--- START Data listing ---

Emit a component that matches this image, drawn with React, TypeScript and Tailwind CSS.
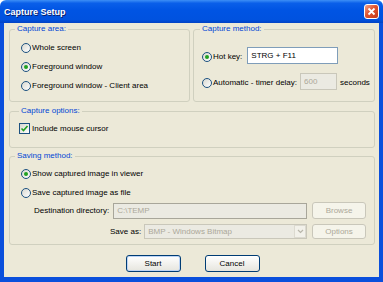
import React from "react";

function Radio({ checked }: { checked?: boolean }) {
  return (
    <span className="flex h-[10px] w-[10px] shrink-0 items-center justify-center rounded-full border border-[#1c5180] bg-linear-to-br from-[#d8d8d0] to-white">
      {checked && <span className="h-[4px] w-[4px] rounded-full bg-[#21a121]" />}
    </span>
  );
}

function Check() {
  return (
    <span className="flex h-[11px] w-[11px] shrink-0 items-center justify-center border border-[#1c5180] bg-linear-to-br from-[#d8d8d0] to-white">
      <svg width="9" height="9" viewBox="0 0 9 9">
        <path d="M1.5 4.5 L3.5 6.5 L7.5 2" fill="none" stroke="#21a121" strokeWidth="1.6" />
      </svg>
    </span>
  );
}

function XPButton({ children, disabled, def }: { children: React.ReactNode; disabled?: boolean; def?: boolean }) {
  if (disabled) {
    return (
      <div className="flex h-full w-[54px] items-center justify-center rounded-[3px] border border-[#c9c7ba] bg-[#f5f4ea] text-[#aca899]">
        {children}
      </div>
    );
  }
  return (
    <div
      className={
        def
          ? "flex h-full w-[55px] items-center justify-center rounded-[3px] border border-[#003c74] bg-linear-to-b from-white to-[#e6e5de] text-black shadow-[inset_0_0_0_1px_#bcd4f6]"
          : "flex h-full w-[55px] items-center justify-center rounded-[3px] border border-[#003c74] bg-linear-to-b from-white to-[#e6e5de] text-black"
      }
    >
      {children}
    </div>
  );
}

export default function App() {
  return (
    <div className="flex h-[282px] w-[383px] flex-col overflow-hidden font-['Liberation_Sans',Arial,sans-serif] text-[8px] leading-[10px] text-black">
      {/* Title bar */}
      <div className="flex h-[23px] shrink-0 items-center rounded-t-[6px] bg-[linear-gradient(180deg,#3d8ff6_0%,#0a5fe9_14%,#0054e3_45%,#0052df_85%,#0242c4_100%)] pl-[4px]">
        <span className="text-[9px] font-bold text-white [text-shadow:1px_1px_0_#0a1f6a]">Capture Setup</span>
        <div className="ml-auto mr-[4px] flex h-[15px] w-[15px] items-center justify-center rounded-[3px] border border-white bg-[linear-gradient(135deg,#f3a48c_0%,#e0542f_45%,#c2391a_100%)]">
          <svg width="9" height="9" viewBox="0 0 9 9">
            <path d="M1.5 1.5 L7.5 7.5 M7.5 1.5 L1.5 7.5" stroke="white" strokeWidth="1.8" />
          </svg>
        </div>
      </div>

      {/* Body */}
      <div className="flex flex-1 flex-col border-x-4 border-b-[5px] border-[#0a4fdc] bg-[#ece9d8] pl-[5px] pr-[4px] pt-[1px]">
        {/* Row 1 */}
        <div className="flex gap-[3px]">
          <fieldset className="m-0 h-[78px] w-[181px] shrink-0 rounded-[3px] border border-[#d0d0bf] p-0">
            <legend className="ml-[5px] px-[2px] text-[#0046d5]">Capture area:</legend>
            <div className="flex flex-col pl-[11px] pt-[4px]">
              <div className="flex h-[19px] items-center gap-[1px]">
                <Radio />
                <span>Whole screen</span>
              </div>
              <div className="flex h-[19px] items-center gap-[1px]">
                <Radio checked />
                <span>Foreground window</span>
              </div>
              <div className="flex h-[19px] items-center gap-[1px]">
                <Radio />
                <span>Foreground window - Client area</span>
              </div>
            </div>
          </fieldset>

          <fieldset className="m-0 h-[78px] flex-1 rounded-[3px] border border-[#d0d0bf] p-0">
            <legend className="ml-[6px] px-[2px] text-[#0046d5]">Capture method:</legend>
            <div className="flex flex-col pl-[8px]">
              <div className="mt-[13px] flex h-[17px] items-center">
                <div className="mt-[2px] flex items-center gap-[1px]">
                  <Radio checked />
                  <span>Hot key:</span>
                </div>
                <input
                  readOnly
                  value="STRG + F11"
                  className="ml-[5px] h-[17px] w-[91px] border border-[#7f9db9] bg-white pl-[3px] text-black outline-none"
                />
              </div>
              <div className="mt-[9px] flex h-[17px] items-center">
                <div className="mt-[2px] flex items-center gap-[1px]">
                  <Radio />
                  <span>Automatic - timer delay:</span>
                </div>
                <input
                  readOnly
                  disabled
                  value="600"
                  className="ml-[3px] h-[17px] w-[37px] border border-[#c9c7ba] bg-[#ebeae2] pl-[3px] text-[#aca899] outline-none"
                />
                <span className="ml-[3px] mt-[2px]">seconds</span>
              </div>
            </div>
          </fieldset>
        </div>

        {/* Capture options */}
        <fieldset className="m-0 mt-[4px] h-[42px] rounded-[3px] border border-[#d0d0bf] p-0">
          <legend className="ml-[9px] px-[2px] text-[#0046d5]">Capture options:</legend>
          <div className="flex items-center gap-[2px] pl-[9px] pt-[7px]">
            <Check />
            <span>Include mouse cursor</span>
          </div>
        </fieldset>

        {/* Saving method */}
        <fieldset className="m-0 mt-[3px] h-[94px] rounded-[3px] border border-[#d0d0bf] p-0">
          <legend className="ml-[5px] px-[2px] text-[#0046d5]">Saving method:</legend>
          <div className="flex flex-col pb-[5px] pr-[8px] pt-[3px]">
            <div className="flex h-[20px] items-center gap-[1px] pl-[11px]">
              <Radio checked />
              <span>Show captured image in viewer</span>
            </div>
            <div className="flex h-[18px] items-center gap-[1px] pl-[11px]">
              <Radio />
              <span>Save captured image as file</span>
            </div>
            <div className="flex h-[17px] items-center pl-[24px]">
              <span>Destination directory:</span>
              <div className="ml-[4px] flex h-[16px] flex-1 items-center border border-[#a8a69a] bg-[#ebeae2] pl-[3px] text-[#aca899]">
                C:\TEMP
              </div>
              <div className="ml-[5px] h-[17px]">
                <XPButton disabled>Browse</XPButton>
              </div>
            </div>
            <div className="mt-[5px] flex h-[15px] items-center pl-[100px]">
              <span>Save as:</span>
              <div className="ml-[3px] flex h-[15px] flex-1 items-center border border-[#c9c7ba] bg-[#ebeae2] pl-[3px] text-[#aca899]">
                <span className="flex-1">BMP - Windows Bitmap</span>
                <div className="flex h-full w-[12px] items-center justify-center border border-[#dcdad0] bg-[#f2f1ea]">
                  <svg width="7" height="5" viewBox="0 0 7 5">
                    <path d="M1 1 L3.5 3.5 L6 1" fill="none" stroke="#b8b6aa" strokeWidth="1.2" />
                  </svg>
                </div>
              </div>
              <div className="ml-[5px] h-[15px]">
                <XPButton disabled>Options</XPButton>
              </div>
            </div>
          </div>
        </fieldset>

        {/* Buttons */}
        <div className="mt-[10px] flex h-[17px] justify-center gap-[24px] pl-[1px]">
          <XPButton def>Start</XPButton>
          <XPButton>Cancel</XPButton>
        </div>
      </div>
    </div>
  );
}
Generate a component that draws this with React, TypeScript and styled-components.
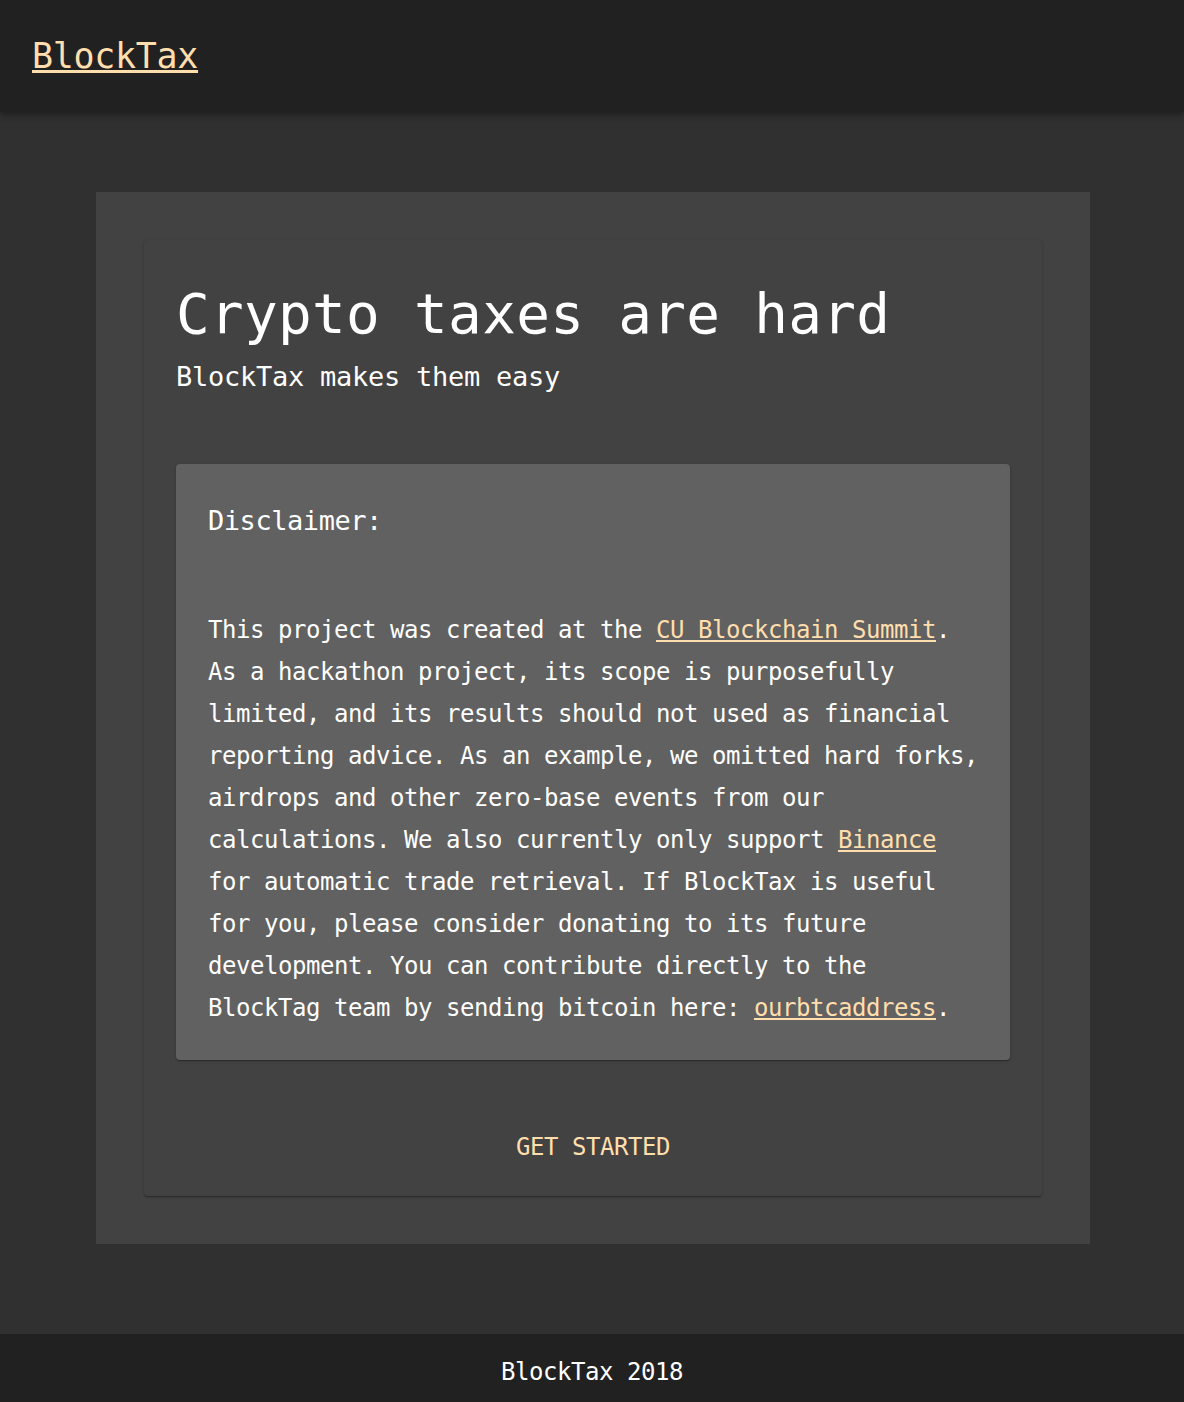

--- END Data listing ---

Stated exercise
Repeat the data exactly, dropping every picture it holds.

Correct answer
Emit a component that matches this image, drawn with React, TypeScript and Tailwind CSS.
import React from "react";

function Radio({ checked }: { checked?: boolean }) {
  return (
    <span className="flex h-[10px] w-[10px] shrink-0 items-center justify-center rounded-full border border-[#1c5180] bg-linear-to-br from-[#d8d8d0] to-white">
      {checked && <span className="h-[4px] w-[4px] rounded-full bg-[#21a121]" />}
    </span>
  );
}

function Check() {
  return (
    <span className="flex h-[11px] w-[11px] shrink-0 items-center justify-center border border-[#1c5180] bg-linear-to-br from-[#d8d8d0] to-white">
      <svg width="9" height="9" viewBox="0 0 9 9">
        <path d="M1.5 4.5 L3.5 6.5 L7.5 2" fill="none" stroke="#21a121" strokeWidth="1.6" />
      </svg>
    </span>
  );
}

function XPButton({ children, disabled, def }: { children: React.ReactNode; disabled?: boolean; def?: boolean }) {
  if (disabled) {
    return (
      <div className="flex h-full w-[54px] items-center justify-center rounded-[3px] border border-[#c9c7ba] bg-[#f5f4ea] text-[#aca899]">
        {children}
      </div>
    );
  }
  return (
    <div
      className={
        def
          ? "flex h-full w-[55px] items-center justify-center rounded-[3px] border border-[#003c74] bg-linear-to-b from-white to-[#e6e5de] text-black shadow-[inset_0_0_0_1px_#bcd4f6]"
          : "flex h-full w-[55px] items-center justify-center rounded-[3px] border border-[#003c74] bg-linear-to-b from-white to-[#e6e5de] text-black"
      }
    >
      {children}
    </div>
  );
}

export default function App() {
  return (
    <div className="flex h-[282px] w-[383px] flex-col overflow-hidden font-['Liberation_Sans',Arial,sans-serif] text-[8px] leading-[10px] text-black">
      {/* Title bar */}
      <div className="flex h-[23px] shrink-0 items-center rounded-t-[6px] bg-[linear-gradient(180deg,#3d8ff6_0%,#0a5fe9_14%,#0054e3_45%,#0052df_85%,#0242c4_100%)] pl-[4px]">
        <span className="text-[9px] font-bold text-white [text-shadow:1px_1px_0_#0a1f6a]">Capture Setup</span>
        <div className="ml-auto mr-[4px] flex h-[15px] w-[15px] items-center justify-center rounded-[3px] border border-white bg-[linear-gradient(135deg,#f3a48c_0%,#e0542f_45%,#c2391a_100%)]">
          <svg width="9" height="9" viewBox="0 0 9 9">
            <path d="M1.5 1.5 L7.5 7.5 M7.5 1.5 L1.5 7.5" stroke="white" strokeWidth="1.8" />
          </svg>
        </div>
      </div>

      {/* Body */}
      <div className="flex flex-1 flex-col border-x-4 border-b-[5px] border-[#0a4fdc] bg-[#ece9d8] pl-[5px] pr-[4px] pt-[1px]">
        {/* Row 1 */}
        <div className="flex gap-[3px]">
          <fieldset className="m-0 h-[78px] w-[181px] shrink-0 rounded-[3px] border border-[#d0d0bf] p-0">
            <legend className="ml-[5px] px-[2px] text-[#0046d5]">Capture area:</legend>
            <div className="flex flex-col pl-[11px] pt-[4px]">
              <div className="flex h-[19px] items-center gap-[1px]">
                <Radio />
                <span>Whole screen</span>
              </div>
              <div className="flex h-[19px] items-center gap-[1px]">
                <Radio checked />
                <span>Foreground window</span>
              </div>
              <div className="flex h-[19px] items-center gap-[1px]">
                <Radio />
                <span>Foreground window - Client area</span>
              </div>
            </div>
          </fieldset>

          <fieldset className="m-0 h-[78px] flex-1 rounded-[3px] border border-[#d0d0bf] p-0">
            <legend className="ml-[6px] px-[2px] text-[#0046d5]">Capture method:</legend>
            <div className="flex flex-col pl-[8px]">
              <div className="mt-[13px] flex h-[17px] items-center">
                <div className="mt-[2px] flex items-center gap-[1px]">
                  <Radio checked />
                  <span>Hot key:</span>
                </div>
                <input
                  readOnly
                  value="STRG + F11"
                  className="ml-[5px] h-[17px] w-[91px] border border-[#7f9db9] bg-white pl-[3px] text-black outline-none"
                />
              </div>
              <div className="mt-[9px] flex h-[17px] items-center">
                <div className="mt-[2px] flex items-center gap-[1px]">
                  <Radio />
                  <span>Automatic - timer delay:</span>
                </div>
                <input
                  readOnly
                  disabled
                  value="600"
                  className="ml-[3px] h-[17px] w-[37px] border border-[#c9c7ba] bg-[#ebeae2] pl-[3px] text-[#aca899] outline-none"
                />
                <span className="ml-[3px] mt-[2px]">seconds</span>
              </div>
            </div>
          </fieldset>
        </div>

        {/* Capture options */}
        <fieldset className="m-0 mt-[4px] h-[42px] rounded-[3px] border border-[#d0d0bf] p-0">
          <legend className="ml-[9px] px-[2px] text-[#0046d5]">Capture options:</legend>
          <div className="flex items-center gap-[2px] pl-[9px] pt-[7px]">
            <Check />
            <span>Include mouse cursor</span>
          </div>
        </fieldset>

        {/* Saving method */}
        <fieldset className="m-0 mt-[3px] h-[94px] rounded-[3px] border border-[#d0d0bf] p-0">
          <legend className="ml-[5px] px-[2px] text-[#0046d5]">Saving method:</legend>
          <div className="flex flex-col pb-[5px] pr-[8px] pt-[3px]">
            <div className="flex h-[20px] items-center gap-[1px] pl-[11px]">
              <Radio checked />
              <span>Show captured image in viewer</span>
            </div>
            <div className="flex h-[18px] items-center gap-[1px] pl-[11px]">
              <Radio />
              <span>Save captured image as file</span>
            </div>
            <div className="flex h-[17px] items-center pl-[24px]">
              <span>Destination directory:</span>
              <div className="ml-[4px] flex h-[16px] flex-1 items-center border border-[#a8a69a] bg-[#ebeae2] pl-[3px] text-[#aca899]">
                C:\TEMP
              </div>
              <div className="ml-[5px] h-[17px]">
                <XPButton disabled>Browse</XPButton>
              </div>
            </div>
            <div className="mt-[5px] flex h-[15px] items-center pl-[100px]">
              <span>Save as:</span>
              <div className="ml-[3px] flex h-[15px] flex-1 items-center border border-[#c9c7ba] bg-[#ebeae2] pl-[3px] text-[#aca899]">
                <span className="flex-1">BMP - Windows Bitmap</span>
                <div className="flex h-full w-[12px] items-center justify-center border border-[#dcdad0] bg-[#f2f1ea]">
                  <svg width="7" height="5" viewBox="0 0 7 5">
                    <path d="M1 1 L3.5 3.5 L6 1" fill="none" stroke="#b8b6aa" strokeWidth="1.2" />
                  </svg>
                </div>
              </div>
              <div className="ml-[5px] h-[15px]">
                <XPButton disabled>Options</XPButton>
              </div>
            </div>
          </div>
        </fieldset>

        {/* Buttons */}
        <div className="mt-[10px] flex h-[17px] justify-center gap-[24px] pl-[1px]">
          <XPButton def>Start</XPButton>
          <XPButton>Cancel</XPButton>
        </div>
      </div>
    </div>
  );
}
Generate a component that draws this with React, TypeScript and styled-components.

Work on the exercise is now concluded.